It isn't a "weird ... wish", a linear history is the correct default. Merges have always been, and should continue to be, a tool of last resort. In general it is good to minimize complexity in life.
Merges are the default state of life in any source control system with more than one person or machine involved. They are a regular, required need. Sweeping them under the rug, pretending that they don't happen, acting like they are rare is exactly the sorts of things that added complexity to systems such as CVS, SVN, TFS, Perforce and much more. It is exactly what adds complexity to so many of these rebase-only and squash-only workflows people like to constantly post about using in git.
Linear history is a punchline that ignores the reality of source control. The only truly "linear" history I'm aware of in source control is systems built on patch theory/operational transforms/CRDTs and that form of linear is subject to reordering and still needs explicit merge commits with (implicit) multi-commit dependencies even if there are few stated needs to visualize that as a DAG.

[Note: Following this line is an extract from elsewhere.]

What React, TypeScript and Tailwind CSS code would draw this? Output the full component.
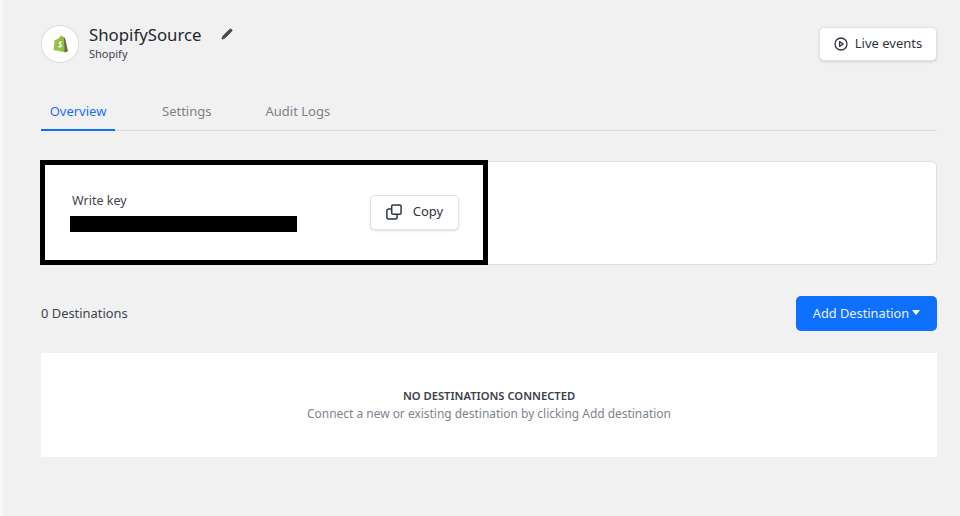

I agree with you, in general it is good to minimize complexity in life, which I why I eliminate rebase workflows and squash merges from mine. I prefer to see the evidence of where merges happened (and they should happen early and often), and graph data structures are very familiar to me as a software developer, including traversing them. (And git offers useful traversal tools such as --first-parent for when you want to view the DAG more like a linear history and ignore some of the noise. There's no reason to artificially simplify the DAG when DAG traversal is easy and accurate.)